A computational investigation of syngas substitution effects on the combustion characteristics for a micro gas turbine

The aim of this study is to investigate the effects of syngas substitution on combustion characteristics for a micro gas turbine. For syngas combustion, the ratio of hydrogen and carbon monoxide is varied depending on the process techniques and it could be critical for gas turbine combustion applications. The combustion characteristics of syngas are quite different from natural gas, for example, the flame speed of hydrogen is higher than that of natural gas, but the flame speed of carbon monoxide is lower. In order to understand the performance differences between syngas fuel and natural gas, the combustion and emission characteristics of a can type combustor were investigated with model simulations using the commercial code STAR-CD, where a three-dimensional compressible k-ε model for turbulent flows and presumed probability density function for chemical process between methane/syngas/air mixtures were constructed. For the fuel injection velocity of 60 m/s and using hydrogen-rich (H₂/CO = 80/20) syngas, the high temperature regions are separated and close to the sides of the combustor with some syngas fuel substituted for methane, but the high temperature zones move back to the core region of the combustor by substituting more syngas fuel.

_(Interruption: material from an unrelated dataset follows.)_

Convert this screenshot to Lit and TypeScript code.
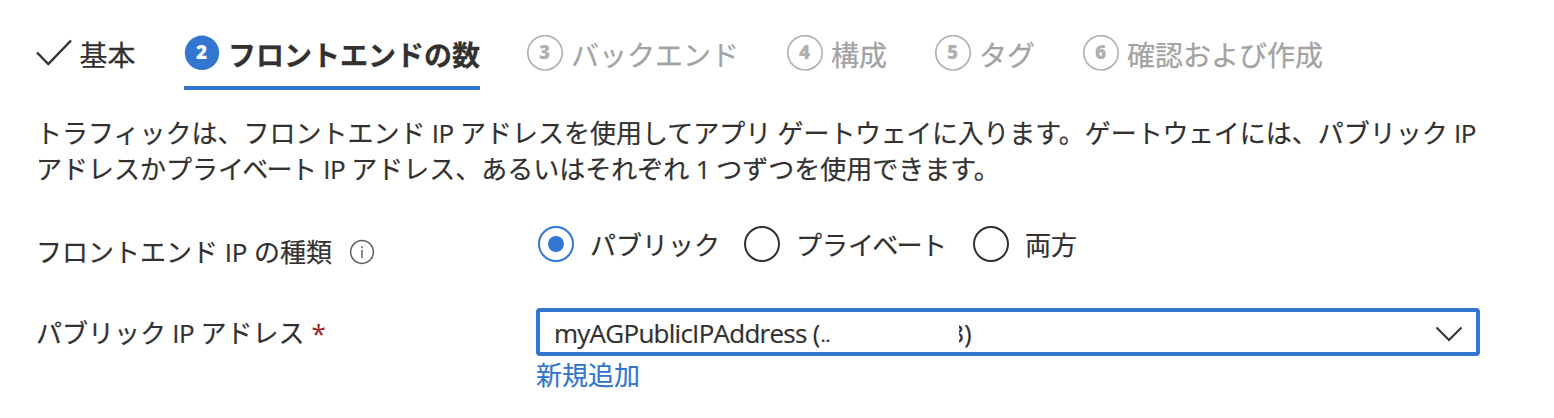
import { LitElement, html, css } from "lit";
import { customElement } from "lit/decorators.js";
import { classMap } from "lit/directives/class-map.js";

interface Step {
  label: string;
  state: "done" | "active" | "todo";
}

const STEPS: Step[] = [
  { label: "基本", state: "done" },
  { label: "フロントエンドの数", state: "active" },
  { label: "バックエンド", state: "todo" },
  { label: "構成", state: "todo" },
  { label: "タグ", state: "todo" },
  { label: "確認および作成", state: "todo" },
];

const IP_TYPES = [
  { label: html`パブリック`, checked: true },
  { label: html`プラ<span class="tight">イベー</span>ト`, checked: false },
  { label: html`両方`, checked: false },
];

@customElement("wizard-tabs")
class WizardTabs extends LitElement {
  static styles = css`
    :host { display: flex; gap: 48px; height: 66px; color: #323130; }
    .tab { display: flex; gap: 8px; height: 62px; box-sizing: border-box; padding-top: 11px; color: #a3a3a3; font-size: 28px; line-height: 40px; white-space: nowrap; -webkit-text-stroke: 0.25px currentColor; }
    .tab.done { color: #323130; }
    .tab.active { color: #323130; font-weight: 700; height: 66px; border-bottom: 4px solid #3276cf; margin-right: -1px; }
    .mark { flex: none; width: 36px; height: 36px; }
    .num { font: 800 19px/20px "Open Sans", "Noto Sans", sans-serif; text-anchor: middle; -webkit-text-stroke: 0; }
    .done .label { margin: 0 0.5px 0 -0.5px; }
  `;

  private mark(step: Step, n: number) {
    if (step.state === "done") {
      return html`<svg class="mark" viewBox="0 0 36 36"><path d="M1 17.5 12.3 29 35 5.5" fill="none" stroke="#323130" stroke-width="2.4"/></svg>`;
    }
    const on = step.state === "active";
    return html`<svg class="mark" viewBox="0 0 36 36">
      <circle cx="18" cy="17.8" r="17.2" fill=${on ? "#3276cf" : "none"} stroke=${on ? "none" : "#b3b3b3"} stroke-width="1.7"/>
      <text class="num" x="17.6" y="24.3" fill=${on ? "#fff" : "#b0b0b0"}>${n}</text>
    </svg>`;
  }

  render() {
    return STEPS.map((s, i) => html`
      <div class=${classMap({ tab: true, [s.state]: true })}>
        ${this.mark(s, i + 1)}<span class="label">${s.label}</span>
      </div>`);
  }
}

@customElement("radio-option")
class RadioOption extends LitElement {
  static properties = { label: {}, checked: { type: Boolean } };
  declare label: unknown;
  declare checked: boolean;
  static styles = css`
    :host { display: flex; gap: 16px; white-space: nowrap; line-height: 38px; }
    svg { flex: none; width: 36px; height: 36px; }
    .tight { letter-spacing: -1.7px; }
  `;
  render() {
    return html`<svg viewBox="0 0 36 36">
        <circle cx="18" cy="18" r="17" fill="#fff" stroke=${this.checked ? "#3276cf" : "#323130"} stroke-width="2"/>
        <circle cx="18" cy="18" r=${this.checked ? 8 : 0} fill="#3276cf"/>
      </svg><span>${this.label}</span>`;
  }
}

@customElement("app-root")
class AppRoot extends LitElement {
  static styles = css`
    :host { display: block; box-sizing: border-box; width: 1554px; height: 418px; padding: 24px 36px 0; overflow: hidden; background: #fff; color: #323130; font-family: "Open Sans", "Noto Sans CJK JP", sans-serif; font-size: 26px; -webkit-text-stroke: 0.2px currentColor; }
    .intro { margin: 25px 0 0; line-height: 36px; white-space: nowrap; }
    .latin { letter-spacing: -0.5px; }
    .last { letter-spacing: -0.5px; }
    .tight { letter-spacing: -1.7px; }
    .snug { letter-spacing: -0.35px; }
    .row { display: grid; grid-template-columns: 500px 944px; }
    .types { margin-top: 38px; height: 52px; }
    .name { display: flex; align-items: center; line-height: 36px; height: 52px; white-space: nowrap; }
    .types .name { padding-top: 1px; }
    .types .latin { letter-spacing: -0.1px; }
    .info { width: 26px; height: 26px; margin-left: 17px; }
    .options { display: flex; padding: 1px 0 0 2px; }
    .options radio-option:nth-child(1) { width: 206px; }
    .options radio-option:nth-child(2) { width: 229px; }
    .address { margin-top: 31px; }
    .address .name { height: 50px; }
    .required { color: #a4262c; margin-left: 7px; }
    .select { display: flex; align-items: center; box-sizing: border-box; height: 48px; padding: 0 14px; border: 4px solid #3276cf; border-radius: 4px; line-height: 40px; white-space: pre; }
    .value { letter-spacing: -0.74px; padding-top: 2px; }
    .dots { font-size: 20px; letter-spacing: -0.5px; padding: 6px 0 0 1px; }
    .cut { display: flex; justify-content: flex-end; width: 5px; overflow: hidden; margin-left: 129px; padding-top: 2px; }
    .close { padding-top: 2px; }
    .chevron { width: 28px; height: 18px; margin: 3px -1px 0 auto; }
    .add { display: block; color: #3276cf; line-height: 36px; margin-top: 1px; }
  `;

  render() {
    return html`
      <wizard-tabs></wizard-tabs>
      <p class="intro">トラフィックは、フロントエンド<span class="latin"> IP </span>アドレスを使用してアプリ<span class="latin"> </span>ゲー<span class="snug">トウェイに入</span>ります。ゲー<span class="snug">トウェ</span>イには、パブリック<span class="last"> IP</span><br>アドレスかプラ<span class="tight">イベー</span>ト<span class="latin"> IP </span>アドレス、あるいはそれぞれ<span class="latin"> 1 </span>つずつを使用できます。</p>
      <div class="row types">
        <div class="name"><span>フロントエンド<span class="latin"> IP </span>の種類</span>
          <svg class="info" viewBox="0 0 26 26"><circle cx="13" cy="13" r="11.4" fill="none" stroke="#605e5c" stroke-width="1.5"/><path d="M13 11v8M13 7.2v2" stroke="#605e5c" stroke-width="1.5"/></svg>
        </div>
        <div class="options">${IP_TYPES.map(t => html`<radio-option .label=${t.label} .checked=${t.checked}></radio-option>`)}</div>
      </div>
      <div class="row address">
        <div class="name"><span>パブリック<span class="latin"> IP </span>アドレス</span><span class="required">*</span></div>
        <div>
          <div class="select"><span class="value">myAGPublicIPAddress (</span><span class="dots">..</span><span class="cut">3</span><span class="close">)</span>
            <svg class="chevron" viewBox="0 0 28 18"><path d="M1.5 2.5 14 15 26.5 2.5" fill="none" stroke="#323130" stroke-width="2"/></svg>
          </div>
          <span class="add">新規追加</span>
        </div>
      </div>`;
  }
}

The CO₂ and NO_x emissions are decreased with 10% methane substituted by syngas, but increased with decreasing methane percentages. The detailed flame structures, distributions of flame temperature and flow velocity, and gas emissions of the combustor were presented and compared by using syngas composition and methane percentage of blended fuel mixture as the parameters. The exit temperature profiles and pattern factor were also discussed. Before syngas fuels are used as an alternative fuel for the micro gas turbine, further experimental testing are needed as the CFD modeling results provide a guidance for the improved designs of the combustor.